(A run of records)
[BEGIN]
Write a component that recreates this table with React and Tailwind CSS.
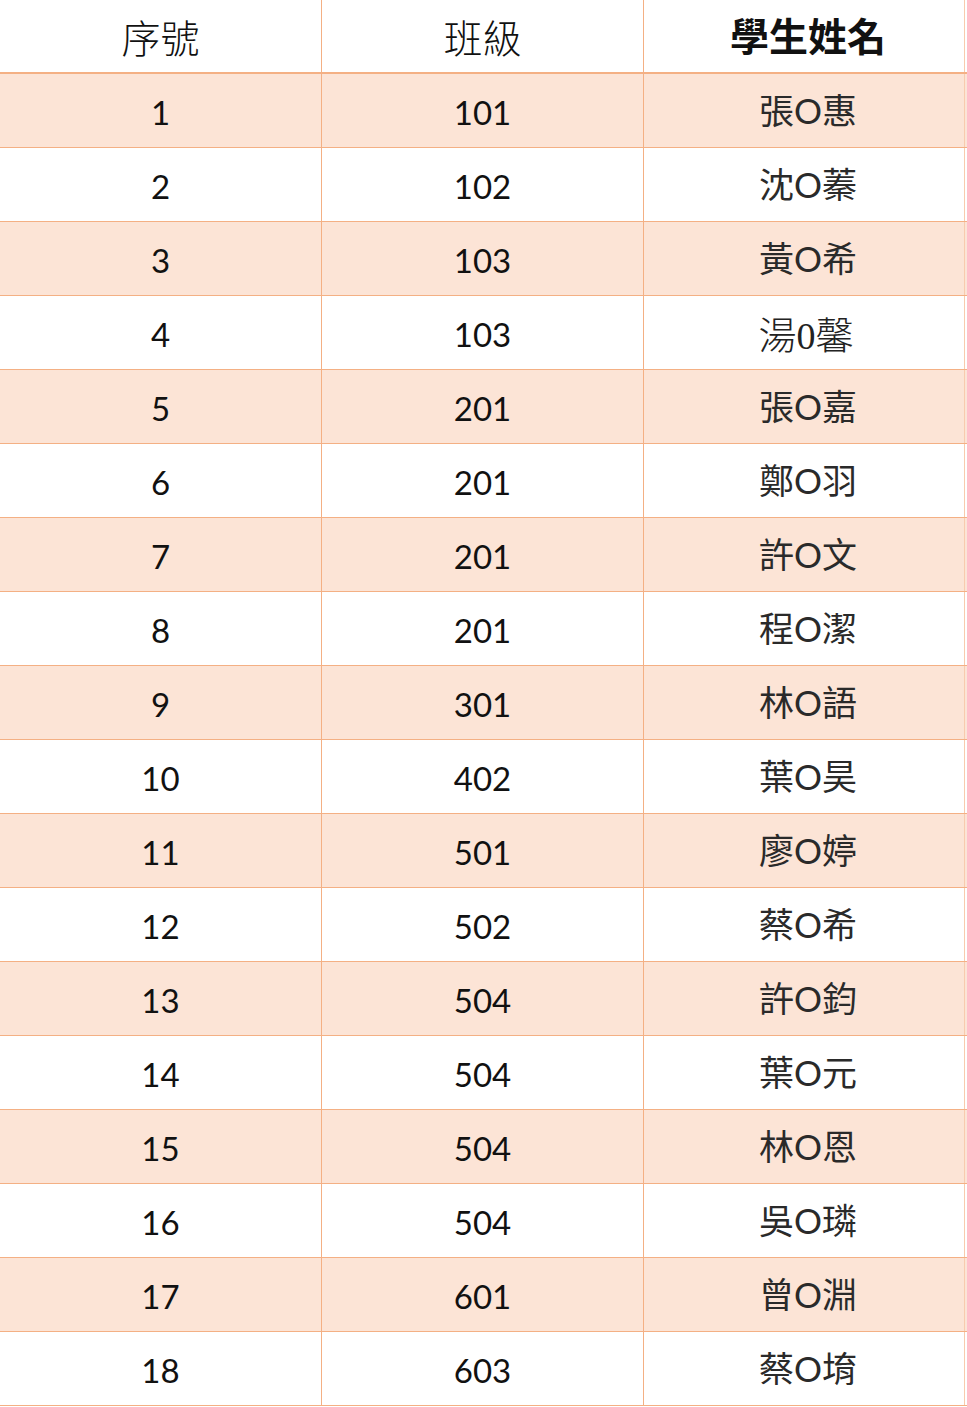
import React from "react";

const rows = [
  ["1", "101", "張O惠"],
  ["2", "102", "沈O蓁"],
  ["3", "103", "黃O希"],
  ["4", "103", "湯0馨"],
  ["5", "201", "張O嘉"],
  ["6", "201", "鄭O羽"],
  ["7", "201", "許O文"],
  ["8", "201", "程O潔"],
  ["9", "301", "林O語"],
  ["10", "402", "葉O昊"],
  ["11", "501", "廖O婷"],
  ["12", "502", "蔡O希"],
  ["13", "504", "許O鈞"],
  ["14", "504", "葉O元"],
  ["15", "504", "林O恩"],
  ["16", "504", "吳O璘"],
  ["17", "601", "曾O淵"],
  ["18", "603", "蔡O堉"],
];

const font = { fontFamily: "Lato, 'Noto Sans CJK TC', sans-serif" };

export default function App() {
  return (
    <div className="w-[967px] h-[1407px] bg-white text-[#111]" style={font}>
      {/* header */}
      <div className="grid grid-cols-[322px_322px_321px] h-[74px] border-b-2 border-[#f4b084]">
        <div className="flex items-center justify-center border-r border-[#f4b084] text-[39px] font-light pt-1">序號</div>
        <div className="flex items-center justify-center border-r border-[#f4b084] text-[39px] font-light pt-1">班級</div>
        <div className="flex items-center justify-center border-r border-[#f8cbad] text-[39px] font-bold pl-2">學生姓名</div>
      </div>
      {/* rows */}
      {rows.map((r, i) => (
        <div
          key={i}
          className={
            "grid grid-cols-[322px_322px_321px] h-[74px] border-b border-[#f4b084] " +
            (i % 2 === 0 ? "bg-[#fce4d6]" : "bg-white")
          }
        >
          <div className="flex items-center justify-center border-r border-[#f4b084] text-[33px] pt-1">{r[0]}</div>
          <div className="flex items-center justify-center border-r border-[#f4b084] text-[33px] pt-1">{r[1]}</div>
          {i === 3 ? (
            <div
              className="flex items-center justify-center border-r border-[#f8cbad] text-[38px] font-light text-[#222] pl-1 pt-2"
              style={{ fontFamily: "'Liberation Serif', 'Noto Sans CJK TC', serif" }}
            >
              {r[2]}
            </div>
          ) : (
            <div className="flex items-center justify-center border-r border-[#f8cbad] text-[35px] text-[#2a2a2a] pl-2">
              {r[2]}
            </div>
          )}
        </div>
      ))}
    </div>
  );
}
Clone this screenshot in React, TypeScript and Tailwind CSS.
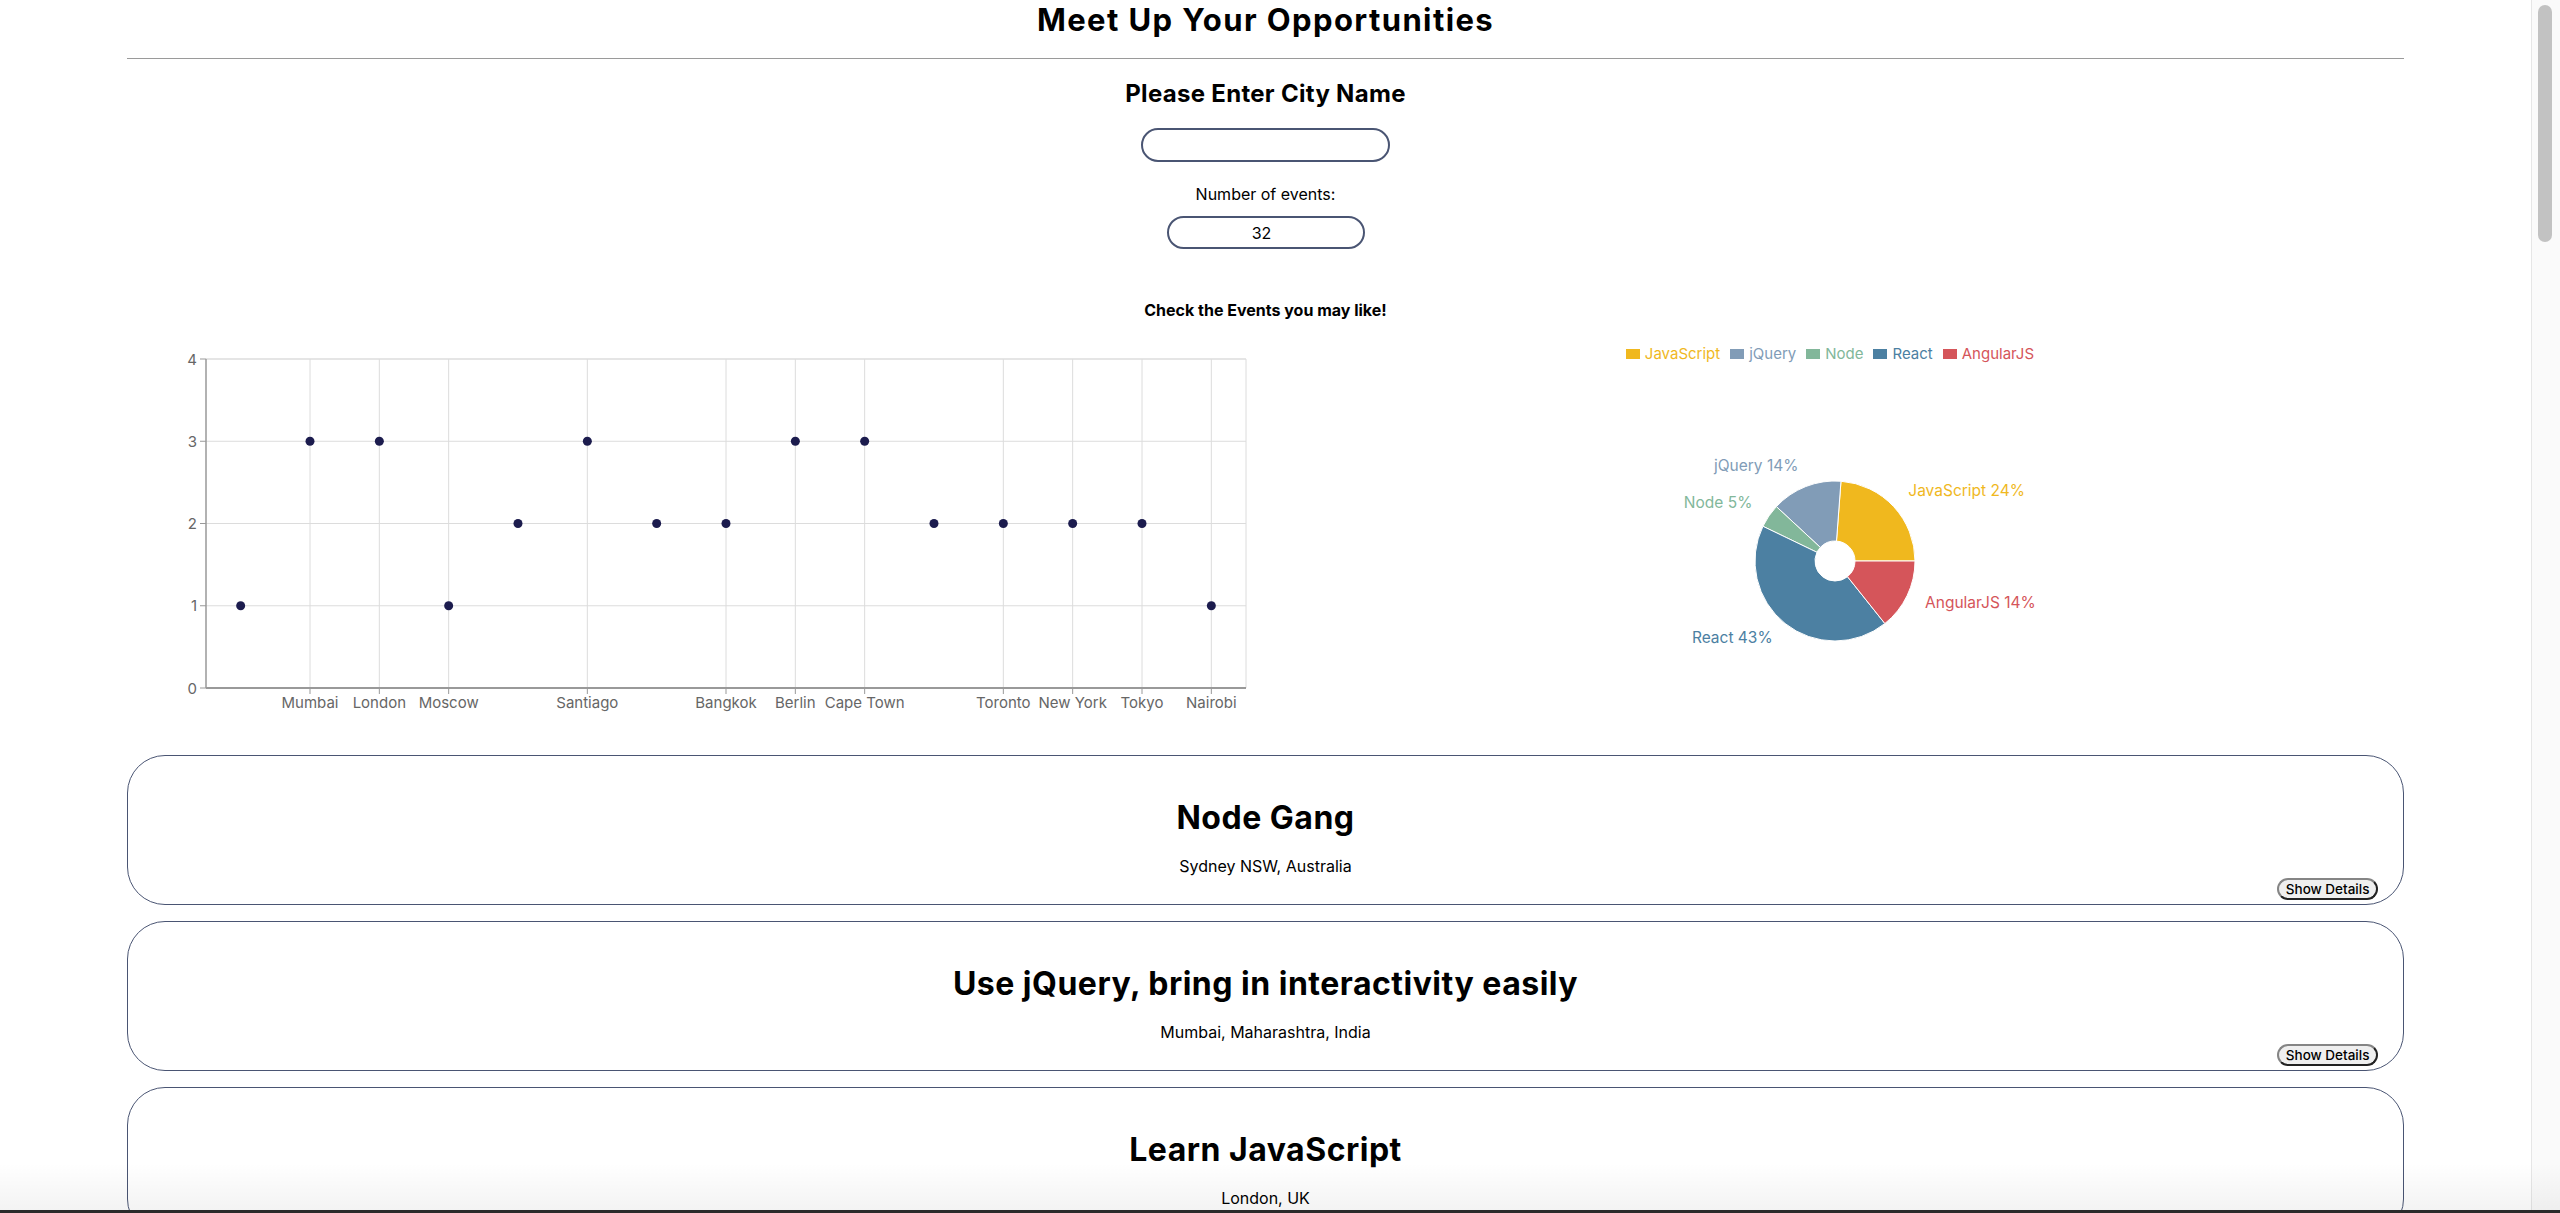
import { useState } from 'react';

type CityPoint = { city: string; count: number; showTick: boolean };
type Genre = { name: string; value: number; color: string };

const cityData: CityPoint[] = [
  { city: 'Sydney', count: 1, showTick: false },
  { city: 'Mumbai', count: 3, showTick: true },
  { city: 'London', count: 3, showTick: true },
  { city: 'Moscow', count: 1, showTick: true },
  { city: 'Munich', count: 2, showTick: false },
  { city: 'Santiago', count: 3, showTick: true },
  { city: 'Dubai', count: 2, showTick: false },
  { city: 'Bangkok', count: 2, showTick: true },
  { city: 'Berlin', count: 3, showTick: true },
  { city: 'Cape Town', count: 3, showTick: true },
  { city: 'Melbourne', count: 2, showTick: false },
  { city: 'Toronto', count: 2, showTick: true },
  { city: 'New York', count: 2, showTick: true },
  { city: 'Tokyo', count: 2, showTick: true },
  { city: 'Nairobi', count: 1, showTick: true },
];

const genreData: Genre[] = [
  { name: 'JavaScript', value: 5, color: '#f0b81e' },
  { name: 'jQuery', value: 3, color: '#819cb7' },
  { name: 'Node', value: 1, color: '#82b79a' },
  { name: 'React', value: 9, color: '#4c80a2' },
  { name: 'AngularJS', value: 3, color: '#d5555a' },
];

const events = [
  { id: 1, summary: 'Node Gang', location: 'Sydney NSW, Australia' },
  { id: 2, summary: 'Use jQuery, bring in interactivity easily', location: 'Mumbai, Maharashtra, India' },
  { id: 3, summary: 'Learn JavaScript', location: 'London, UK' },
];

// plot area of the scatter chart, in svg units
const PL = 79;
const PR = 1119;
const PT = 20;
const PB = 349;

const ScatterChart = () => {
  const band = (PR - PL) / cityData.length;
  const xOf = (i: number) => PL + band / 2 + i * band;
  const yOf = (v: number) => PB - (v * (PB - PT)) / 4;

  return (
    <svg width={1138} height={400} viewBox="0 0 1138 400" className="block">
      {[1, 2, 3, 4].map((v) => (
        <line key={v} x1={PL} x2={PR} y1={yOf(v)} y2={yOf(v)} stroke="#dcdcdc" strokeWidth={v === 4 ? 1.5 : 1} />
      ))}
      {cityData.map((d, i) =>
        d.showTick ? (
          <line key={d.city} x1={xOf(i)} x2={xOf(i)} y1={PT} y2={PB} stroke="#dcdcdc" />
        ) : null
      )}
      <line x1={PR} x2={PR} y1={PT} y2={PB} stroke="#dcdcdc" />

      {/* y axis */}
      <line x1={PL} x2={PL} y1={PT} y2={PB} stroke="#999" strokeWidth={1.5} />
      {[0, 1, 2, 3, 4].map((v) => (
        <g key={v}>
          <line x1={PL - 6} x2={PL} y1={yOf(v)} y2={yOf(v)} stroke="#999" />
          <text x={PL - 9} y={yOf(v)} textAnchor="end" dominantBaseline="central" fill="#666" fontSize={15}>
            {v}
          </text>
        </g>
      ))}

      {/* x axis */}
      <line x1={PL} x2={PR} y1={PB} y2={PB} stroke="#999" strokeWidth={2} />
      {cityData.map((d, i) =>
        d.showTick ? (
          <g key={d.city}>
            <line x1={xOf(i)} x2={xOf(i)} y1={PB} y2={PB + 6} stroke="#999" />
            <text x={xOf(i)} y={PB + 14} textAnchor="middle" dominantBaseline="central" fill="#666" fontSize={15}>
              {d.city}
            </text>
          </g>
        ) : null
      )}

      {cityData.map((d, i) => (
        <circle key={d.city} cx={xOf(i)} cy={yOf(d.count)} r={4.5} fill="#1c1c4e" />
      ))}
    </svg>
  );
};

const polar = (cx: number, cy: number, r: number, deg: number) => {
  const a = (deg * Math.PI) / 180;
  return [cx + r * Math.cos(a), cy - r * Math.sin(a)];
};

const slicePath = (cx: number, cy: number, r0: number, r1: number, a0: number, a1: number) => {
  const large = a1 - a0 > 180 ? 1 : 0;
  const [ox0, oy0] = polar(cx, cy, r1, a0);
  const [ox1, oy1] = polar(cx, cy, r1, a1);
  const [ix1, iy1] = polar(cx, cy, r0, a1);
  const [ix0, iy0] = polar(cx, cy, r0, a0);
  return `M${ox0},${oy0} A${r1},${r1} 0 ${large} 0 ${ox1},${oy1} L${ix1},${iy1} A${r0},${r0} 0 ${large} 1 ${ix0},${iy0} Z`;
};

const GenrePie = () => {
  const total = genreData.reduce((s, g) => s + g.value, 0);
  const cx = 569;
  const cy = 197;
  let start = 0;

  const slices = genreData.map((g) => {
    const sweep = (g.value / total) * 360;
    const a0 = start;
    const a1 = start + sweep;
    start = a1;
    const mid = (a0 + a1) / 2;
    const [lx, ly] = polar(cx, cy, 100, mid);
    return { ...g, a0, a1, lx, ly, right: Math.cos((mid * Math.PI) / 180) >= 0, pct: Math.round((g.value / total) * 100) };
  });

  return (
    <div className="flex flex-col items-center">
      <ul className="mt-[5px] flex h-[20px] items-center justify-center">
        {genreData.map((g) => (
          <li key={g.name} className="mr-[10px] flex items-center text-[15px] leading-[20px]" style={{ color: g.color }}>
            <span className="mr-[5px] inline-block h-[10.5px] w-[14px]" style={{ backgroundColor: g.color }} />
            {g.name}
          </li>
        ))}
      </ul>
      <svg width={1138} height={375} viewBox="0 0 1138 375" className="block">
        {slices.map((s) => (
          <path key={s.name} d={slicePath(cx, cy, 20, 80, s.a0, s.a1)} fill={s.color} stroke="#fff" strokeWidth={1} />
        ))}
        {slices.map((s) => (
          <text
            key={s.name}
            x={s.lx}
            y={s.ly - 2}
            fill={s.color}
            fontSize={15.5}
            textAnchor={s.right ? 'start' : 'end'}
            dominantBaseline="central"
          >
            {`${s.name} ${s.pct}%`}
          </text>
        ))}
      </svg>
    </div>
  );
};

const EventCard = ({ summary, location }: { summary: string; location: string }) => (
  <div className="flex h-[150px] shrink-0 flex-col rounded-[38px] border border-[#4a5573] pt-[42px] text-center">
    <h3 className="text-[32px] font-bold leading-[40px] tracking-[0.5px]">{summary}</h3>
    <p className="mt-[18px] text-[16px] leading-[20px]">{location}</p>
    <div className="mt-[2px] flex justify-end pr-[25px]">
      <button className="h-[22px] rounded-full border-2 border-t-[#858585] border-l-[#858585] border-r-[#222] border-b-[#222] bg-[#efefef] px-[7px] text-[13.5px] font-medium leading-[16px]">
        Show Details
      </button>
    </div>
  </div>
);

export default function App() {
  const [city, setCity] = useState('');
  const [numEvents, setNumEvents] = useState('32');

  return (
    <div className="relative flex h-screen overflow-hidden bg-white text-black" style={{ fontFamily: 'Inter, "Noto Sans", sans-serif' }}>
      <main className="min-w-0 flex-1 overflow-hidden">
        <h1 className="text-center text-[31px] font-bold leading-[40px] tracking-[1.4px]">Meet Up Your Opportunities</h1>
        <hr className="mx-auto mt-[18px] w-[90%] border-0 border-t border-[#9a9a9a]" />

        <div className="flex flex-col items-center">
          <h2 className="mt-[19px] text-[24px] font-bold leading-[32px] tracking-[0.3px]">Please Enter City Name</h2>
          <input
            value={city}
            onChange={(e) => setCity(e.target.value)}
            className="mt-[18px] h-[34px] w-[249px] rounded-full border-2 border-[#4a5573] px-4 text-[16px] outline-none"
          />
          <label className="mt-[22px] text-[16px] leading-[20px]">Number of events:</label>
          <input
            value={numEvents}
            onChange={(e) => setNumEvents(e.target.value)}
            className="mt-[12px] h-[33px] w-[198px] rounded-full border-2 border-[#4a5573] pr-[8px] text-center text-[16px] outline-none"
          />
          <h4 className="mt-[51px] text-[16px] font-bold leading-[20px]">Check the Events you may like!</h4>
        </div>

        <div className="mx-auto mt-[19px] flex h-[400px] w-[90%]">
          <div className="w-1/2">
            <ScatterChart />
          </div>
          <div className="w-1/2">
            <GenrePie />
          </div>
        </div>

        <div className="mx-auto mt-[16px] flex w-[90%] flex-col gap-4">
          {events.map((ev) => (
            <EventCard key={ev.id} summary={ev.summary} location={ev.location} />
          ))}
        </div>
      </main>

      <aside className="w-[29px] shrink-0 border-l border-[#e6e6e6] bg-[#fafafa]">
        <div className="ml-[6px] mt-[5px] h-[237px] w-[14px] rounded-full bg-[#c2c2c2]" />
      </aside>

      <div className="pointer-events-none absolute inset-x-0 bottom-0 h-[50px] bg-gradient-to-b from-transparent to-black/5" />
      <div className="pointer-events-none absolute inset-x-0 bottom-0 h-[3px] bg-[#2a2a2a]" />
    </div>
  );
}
[END]
TO DO: What's needed is an exact copy of the lines above from the one with "Clone this screenshot" through the one with "string; value: number;", both included; the pictures stay out.

RESULT OF THE TASK:
Clone this screenshot in React, TypeScript and Tailwind CSS.
import { useState } from 'react';

type CityPoint = { city: string; count: number; showTick: boolean };
type Genre = { name: string; value: number; color: string };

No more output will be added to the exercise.